▸ **JOB**
Your task is to copy the listing exactly, with the pictures left out.

:::::

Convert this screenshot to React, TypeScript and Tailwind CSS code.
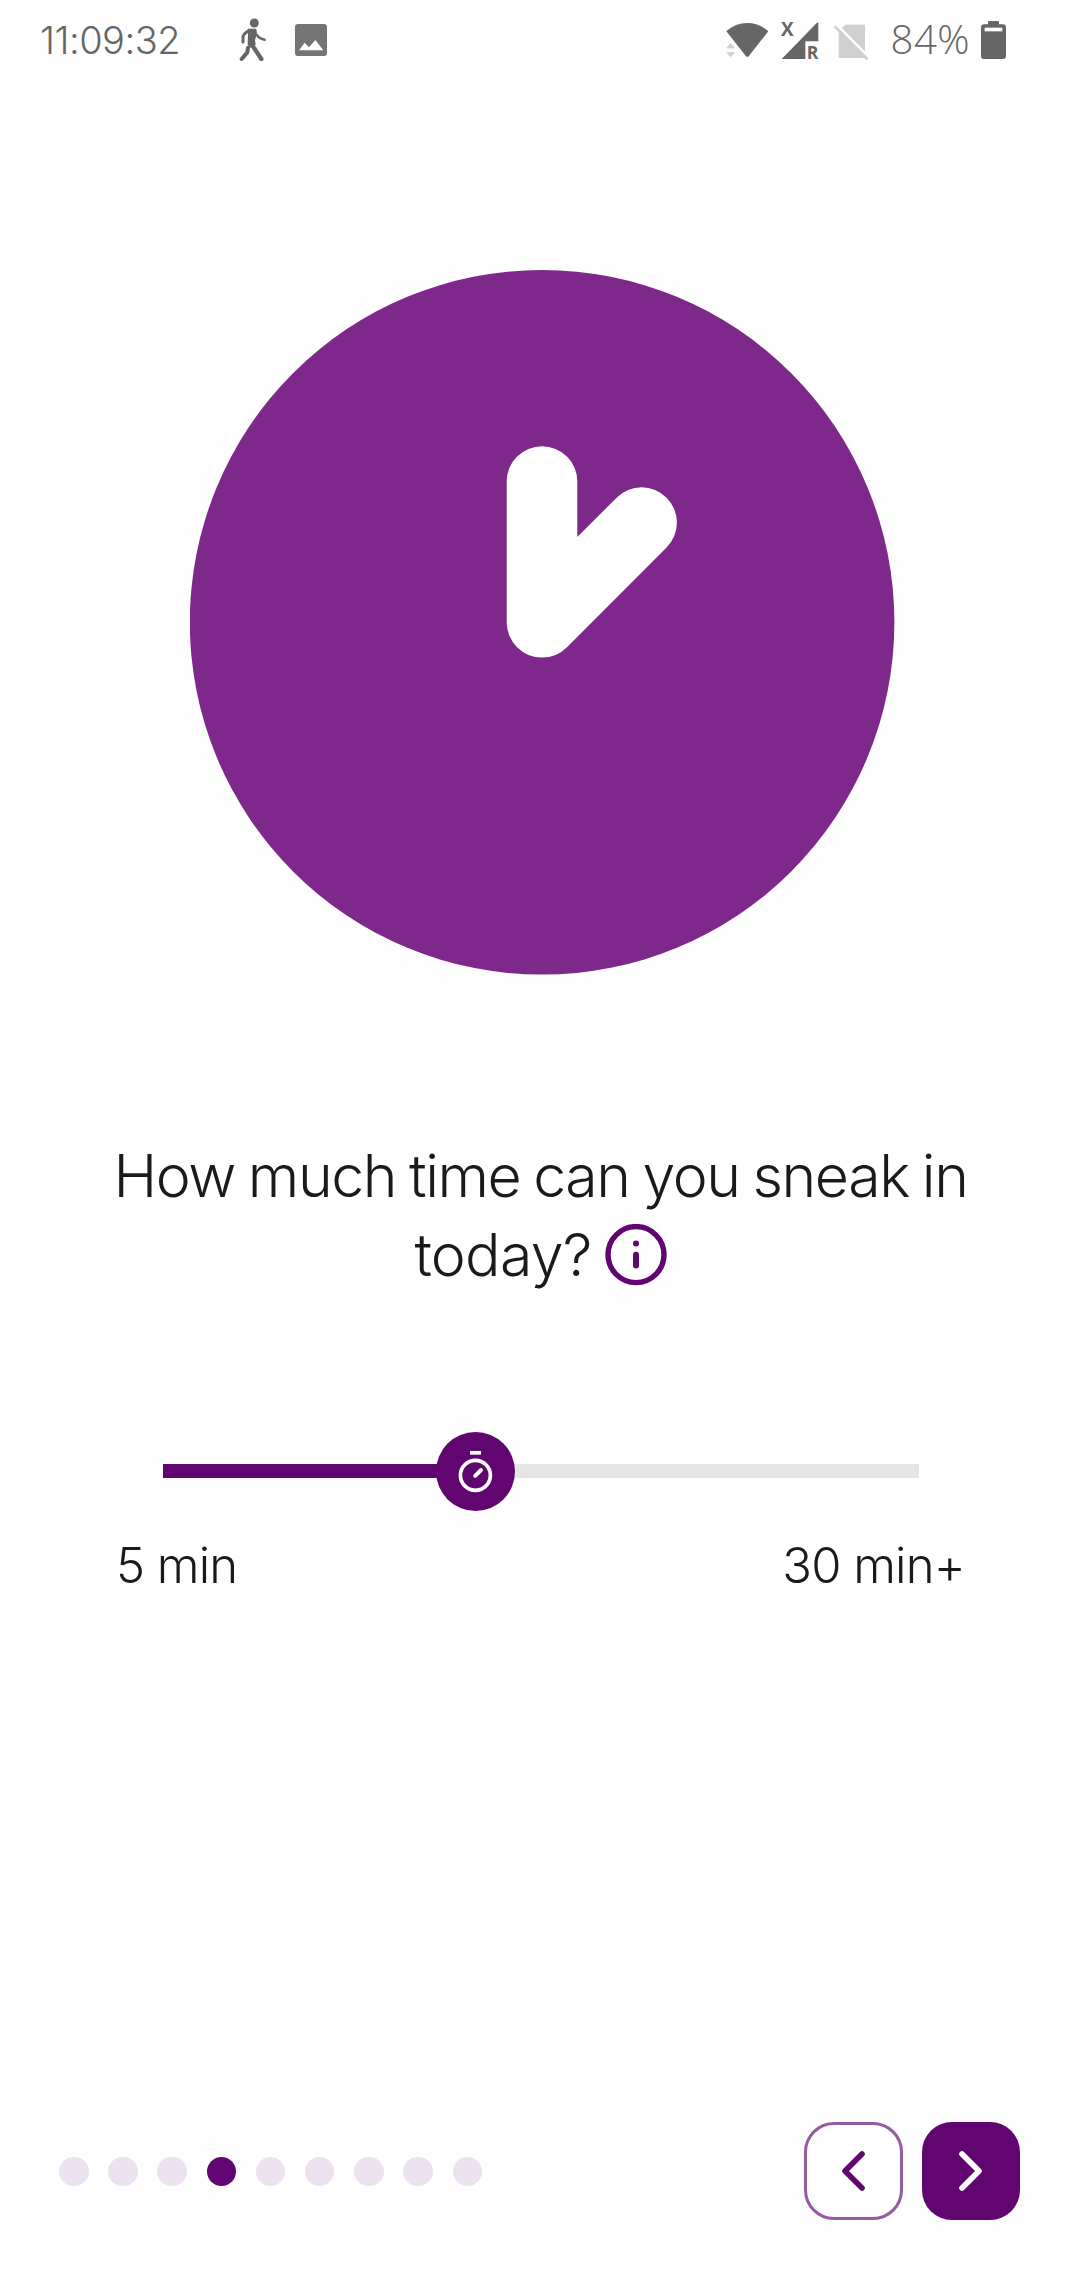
function WalkIcon() {
  return (
    <svg width="30" height="46" viewBox="0 0 90 138" fill="none" stroke="#666666" strokeLinecap="round" strokeLinejoin="round">
      <circle cx="46" cy="18" r="13.5" fill="#666666" stroke="none" />
      <path d="M28 37 L50 37 L52 46 L46 70 L48 82 L34 90 L28 82 L29 54 Z" fill="#666666" stroke="#666666" strokeWidth="4" />
      <path d="M31 41 C20 46 13 51 12 60 L12 75" strokeWidth="9" />
      <path d="M54 54 Q58 64 77 68" strokeWidth="7.5" />
      <path d="M38 82 L67 126" strokeWidth="13" />
      <path d="M27 92 L25 106 L8 126" strokeWidth="12" />
    </svg>
  );
}

function PictureIcon() {
  return (
    <svg width="32" height="32" viewBox="0 0 96 96">
      <rect width="96" height="96" rx="10" fill="#747474" />
      <path d="M12 79 L29 56 L42 70 L61 48 L85 79 Z" fill="#ffffff" />
    </svg>
  );
}

function WifiIcon() {
  return (
    <svg width="43" height="36" viewBox="0 0 129 108">
      <path d="M1 28 Q28 3 64 3 Q100 3 127 28 L68 103 Q64 107 60 103 Z" fill="#666666" />
      <path d="M14 63 L28 79 H0 Z M0 91 H28 L14 106 Z" fill="#d0d0d0" />
    </svg>
  );
}

function SignalIcon() {
  return (
    <svg className="overflow-visible" width="38" height="39" viewBox="0 0 114 117">
      <path d="M2 114 L108 5 Q112 2 112 7 V61 H73 V114 Z" fill="#666666" />
      <text x="0" y="44" fontSize="57" fontWeight="700" fontFamily="Open Sans, sans-serif" fill="#666666">X</text>
      <text x="77" y="114" fontSize="53" fontWeight="700" fontFamily="Open Sans, sans-serif" fill="#666666">R</text>
    </svg>
  );
}

function NoSimIcon() {
  return (
    <svg width="35" height="36" viewBox="0 0 105 108">
      <path d="M14 22 L34 2 H93 V102 H14 Z" fill="#d0d0d0" />
      <path d="M8 2 L104 100" stroke="#ffffff" strokeWidth="8" />
      <path d="M2 7 L101 106" stroke="#d0d0d0" strokeWidth="8" />
    </svg>
  );
}

function BatteryIcon() {
  return (
    <svg width="25" height="38" viewBox="0 0 75 114">
      <path d="M21 10 V3 Q21 0 24 0 H51 Q54 0 54 3 V10 H65 Q75 10 75 20 V104 Q75 114 65 114 H10 Q0 114 0 104 V20 Q0 10 10 10 Z" fill="#666666" />
      <rect x="11" y="20" width="53" height="11" fill="#ffffff" />
    </svg>
  );
}

function StatusBar() {
  return (
    <header className="flex h-20 items-center justify-between pl-10 pr-[74px] text-[#666666]">
      <div className="flex items-center">
        <span className="w-[199px] whitespace-nowrap font-['Inter',sans-serif] text-[38px] font-light leading-none tracking-[-0.5px]">11:09:32</span>
        <WalkIcon />
        <span className="ml-[26px]">
          <PictureIcon />
        </span>
      </div>
      <div className="flex items-center">
        <WifiIcon />
        <span className="ml-3">
          <SignalIcon />
        </span>
        <span className="ml-[15px] mt-[3px]">
          <NoSimIcon />
        </span>
        <span className="ml-[22px] mt-[-2px] whitespace-nowrap font-['Open_Sans',sans-serif] text-[40px] font-light leading-[48px] tracking-[0.5px]">84%</span>
        <span className="ml-[11px]">
          <BatteryIcon />
        </span>
      </div>
    </header>
  );
}

function Clock() {
  return (
    <svg className="ml-[190px] mt-[190px] shrink-0" width="705" height="705" viewBox="0 0 705 705">
      <circle cx="352.1" cy="352.3" r="352.3" fill="#7e288c" />
      <path d="M352 211.5 V352.3 L451.6 252.6" fill="none" stroke="#ffffff" strokeWidth="70.6" strokeLinecap="round" strokeLinejoin="round" />
    </svg>
  );
}

function InfoIcon() {
  return (
    <svg width="62" height="62" viewBox="0 0 62 62">
      <circle cx="31" cy="30.6" r="28" fill="none" stroke="#610570" strokeWidth="5.4" />
      <circle cx="31" cy="19.4" r="3" fill="#610570" />
      <path d="M31 30.8 V41.4" stroke="#610570" strokeWidth="6" strokeLinecap="round" />
    </svg>
  );
}

function TimeSlider() {
  return (
    <div className="relative ml-[163px] mt-[138px] flex h-[79px] w-[756px] items-start pt-8">
      <div className="h-[14px] w-[312px] bg-[#610570]" />
      <div className="h-[14px] flex-1 bg-[#e5e5e5]" />
      <div className="absolute left-[273px] top-0 size-[79px] rounded-full bg-[#610570]">
        <svg width="79" height="79" viewBox="0 0 79 79" fill="none" stroke="#ffffff">
          <circle cx="39.4" cy="43.3" r="15" strokeWidth="3.7" />
          <path d="M34 20.8 H45" strokeWidth="3.7" />
          <path d="M39.2 43.8 L45 38" strokeWidth="3.9" strokeLinecap="round" />
        </svg>
      </div>
    </div>
  );
}

const steps = [0, 1, 2, 3, 4, 5, 6, 7, 8];

function Footer() {
  return (
    <footer className="mb-[60px] mt-auto flex items-center justify-between pl-[59px] pr-[60px]">
      <div className="flex gap-[19.7px] pt-px">
        {steps.map((s) => (
          <span key={s} className={s === 3 ? "size-[29.5px] rounded-full bg-[#610570]" : "size-[29.5px] rounded-full bg-[#ebe1ef]"} />
        ))}
      </div>
      <div className="flex gap-[19px]">
        <button className="flex h-[98px] w-[99px] items-center justify-center rounded-[30px] border-[3px] border-[#935c9f] bg-white">
          <svg width="30" height="44" viewBox="0 0 30 44" fill="none" stroke="#610570" strokeWidth="5.6" strokeLinecap="round" strokeLinejoin="round">
            <path d="M23 5 L6 22 L23 39" />
          </svg>
        </button>
        <button className="flex size-[98px] items-center justify-center rounded-[30px] bg-[#610570]">
          <svg width="30" height="44" viewBox="0 0 30 44" fill="none" stroke="#ffffff" strokeWidth="5.6" strokeLinecap="round" strokeLinejoin="round">
            <path d="M6 5 L23 22 L6 39" />
          </svg>
        </button>
      </div>
    </footer>
  );
}

export default function App() {
  return (
    <main className="flex h-[2280px] w-[1080px] flex-col overflow-hidden bg-[#fefefe] font-['Inter',sans-serif] font-light text-[#1a1a1c]">
      <StatusBar />
      <Clock />
      <h1 className="mt-[161px] flex flex-col items-center whitespace-nowrap text-[59px] leading-[79px]">
        <span className="pl-px tracking-[-1.4px] [word-spacing:-2.4px]">How much time can you sneak in</span>
        <span className="flex items-center gap-[13px] pl-px tracking-[-0.7px]">
          today? <InfoIcon />
        </span>
      </h1>
      <TimeSlider />
      <div className="mt-[25px] flex justify-between pl-[116px] pr-[115px] text-[49px] leading-[60px] tracking-[-0.8px] [word-spacing:-0.5px]">
        <span>5 min</span>
        <span>30 min+</span>
      </div>
      <Footer />
    </main>
  );
}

:::::

▸ **FULL OUTPUT**
Convert this screenshot to React, TypeScript and Tailwind CSS code.
function WalkIcon() {
  return (
    <svg width="30" height="46" viewBox="0 0 90 138" fill="none" stroke="#666666" strokeLinecap="round" strokeLinejoin="round">
      <circle cx="46" cy="18" r="13.5" fill="#666666" stroke="none" />
      <path d="M28 37 L50 37 L52 46 L46 70 L48 82 L34 90 L28 82 L29 54 Z" fill="#666666" stroke="#666666" strokeWidth="4" />
      <path d="M31 41 C20 46 13 51 12 60 L12 75" strokeWidth="9" />
      <path d="M54 54 Q58 64 77 68" strokeWidth="7.5" />
      <path d="M38 82 L67 126" strokeWidth="13" />
      <path d="M27 92 L25 106 L8 126" strokeWidth="12" />
    </svg>
  );
}

function PictureIcon() {
  return (
    <svg width="32" height="32" viewBox="0 0 96 96">
      <rect width="96" height="96" rx="10" fill="#747474" />
      <path d="M12 79 L29 56 L42 70 L61 48 L85 79 Z" fill="#ffffff" />
    </svg>
  );
}

function WifiIcon() {
  return (
    <svg width="43" height="36" viewBox="0 0 129 108">
      <path d="M1 28 Q28 3 64 3 Q100 3 127 28 L68 103 Q64 107 60 103 Z" fill="#666666" />
      <path d="M14 63 L28 79 H0 Z M0 91 H28 L14 106 Z" fill="#d0d0d0" />
    </svg>
  );
}

function SignalIcon() {
  return (
    <svg className="overflow-visible" width="38" height="39" viewBox="0 0 114 117">
      <path d="M2 114 L108 5 Q112 2 112 7 V61 H73 V114 Z" fill="#666666" />
      <text x="0" y="44" fontSize="57" fontWeight="700" fontFamily="Open Sans, sans-serif" fill="#666666">X</text>
      <text x="77" y="114" fontSize="53" fontWeight="700" fontFamily="Open Sans, sans-serif" fill="#666666">R</text>
    </svg>
  );
}

function NoSimIcon() {
  return (
    <svg width="35" height="36" viewBox="0 0 105 108">
      <path d="M14 22 L34 2 H93 V102 H14 Z" fill="#d0d0d0" />
      <path d="M8 2 L104 100" stroke="#ffffff" strokeWidth="8" />
      <path d="M2 7 L101 106" stroke="#d0d0d0" strokeWidth="8" />
    </svg>
  );
}

function BatteryIcon() {
  return (
    <svg width="25" height="38" viewBox="0 0 75 114">
      <path d="M21 10 V3 Q21 0 24 0 H51 Q54 0 54 3 V10 H65 Q75 10 75 20 V104 Q75 114 65 114 H10 Q0 114 0 104 V20 Q0 10 10 10 Z" fill="#666666" />
      <rect x="11" y="20" width="53" height="11" fill="#ffffff" />
    </svg>
  );
}

function StatusBar() {
  return (
    <header className="flex h-20 items-center justify-between pl-10 pr-[74px] text-[#666666]">
      <div className="flex items-center">
        <span className="w-[199px] whitespace-nowrap font-['Inter',sans-serif] text-[38px] font-light leading-none tracking-[-0.5px]">11:09:32</span>
        <WalkIcon />
        <span className="ml-[26px]">
          <PictureIcon />
        </span>
      </div>
      <div className="flex items-center">
        <WifiIcon />
        <span className="ml-3">
          <SignalIcon />
        </span>
        <span className="ml-[15px] mt-[3px]">
          <NoSimIcon />
        </span>
        <span className="ml-[22px] mt-[-2px] whitespace-nowrap font-['Open_Sans',sans-serif] text-[40px] font-light leading-[48px] tracking-[0.5px]">84%</span>
        <span className="ml-[11px]">
          <BatteryIcon />
        </span>
      </div>
    </header>
  );
}

function Clock() {
  return (
    <svg className="ml-[190px] mt-[190px] shrink-0" width="705" height="705" viewBox="0 0 705 705">
      <circle cx="352.1" cy="352.3" r="352.3" fill="#7e288c" />
      <path d="M352 211.5 V352.3 L451.6 252.6" fill="none" stroke="#ffffff" strokeWidth="70.6" strokeLinecap="round" strokeLinejoin="round" />
    </svg>
  );
}

function InfoIcon() {
  return (
    <svg width="62" height="62" viewBox="0 0 62 62">
      <circle cx="31" cy="30.6" r="28" fill="none" stroke="#610570" strokeWidth="5.4" />
      <circle cx="31" cy="19.4" r="3" fill="#610570" />
      <path d="M31 30.8 V41.4" stroke="#610570" strokeWidth="6" strokeLinecap="round" />
    </svg>
  );
}

function TimeSlider() {
  return (
    <div className="relative ml-[163px] mt-[138px] flex h-[79px] w-[756px] items-start pt-8">
      <div className="h-[14px] w-[312px] bg-[#610570]" />
      <div className="h-[14px] flex-1 bg-[#e5e5e5]" />
      <div className="absolute left-[273px] top-0 size-[79px] rounded-full bg-[#610570]">
        <svg width="79" height="79" viewBox="0 0 79 79" fill="none" stroke="#ffffff">
          <circle cx="39.4" cy="43.3" r="15" strokeWidth="3.7" />
          <path d="M34 20.8 H45" strokeWidth="3.7" />
          <path d="M39.2 43.8 L45 38" strokeWidth="3.9" strokeLinecap="round" />
        </svg>
      </div>
    </div>
  );
}

const steps = [0, 1, 2, 3, 4, 5, 6, 7, 8];

function Footer() {
  return (
    <footer className="mb-[60px] mt-auto flex items-center justify-between pl-[59px] pr-[60px]">
      <div className="flex gap-[19.7px] pt-px">
        {steps.map((s) => (
          <span key={s} className={s === 3 ? "size-[29.5px] rounded-full bg-[#610570]" : "size-[29.5px] rounded-full bg-[#ebe1ef]"} />
        ))}
      </div>
      <div className="flex gap-[19px]">
        <button className="flex h-[98px] w-[99px] items-center justify-center rounded-[30px] border-[3px] border-[#935c9f] bg-white">
          <svg width="30" height="44" viewBox="0 0 30 44" fill="none" stroke="#610570" strokeWidth="5.6" strokeLinecap="round" strokeLinejoin="round">
            <path d="M23 5 L6 22 L23 39" />
          </svg>
        </button>
        <button className="flex size-[98px] items-center justify-center rounded-[30px] bg-[#610570]">
          <svg width="30" height="44" viewBox="0 0 30 44" fill="none" stroke="#ffffff" strokeWidth="5.6" strokeLinecap="round" strokeLinejoin="round">
            <path d="M6 5 L23 22 L6 39" />
          </svg>
        </button>
      </div>
    </footer>
  );
}

export default function App() {
  return (
    <main className="flex h-[2280px] w-[1080px] flex-col overflow-hidden bg-[#fefefe] font-['Inter',sans-serif] font-light text-[#1a1a1c]">
      <StatusBar />
      <Clock />
      <h1 className="mt-[161px] flex flex-col items-center whitespace-nowrap text-[59px] leading-[79px]">
        <span className="pl-px tracking-[-1.4px] [word-spacing:-2.4px]">How much time can you sneak in</span>
        <span className="flex items-center gap-[13px] pl-px tracking-[-0.7px]">
          today? <InfoIcon />
        </span>
      </h1>
      <TimeSlider />
      <div className="mt-[25px] flex justify-between pl-[116px] pr-[115px] text-[49px] leading-[60px] tracking-[-0.8px] [word-spacing:-0.5px]">
        <span>5 min</span>
        <span>30 min+</span>
      </div>
      <Footer />
    </main>
  );
}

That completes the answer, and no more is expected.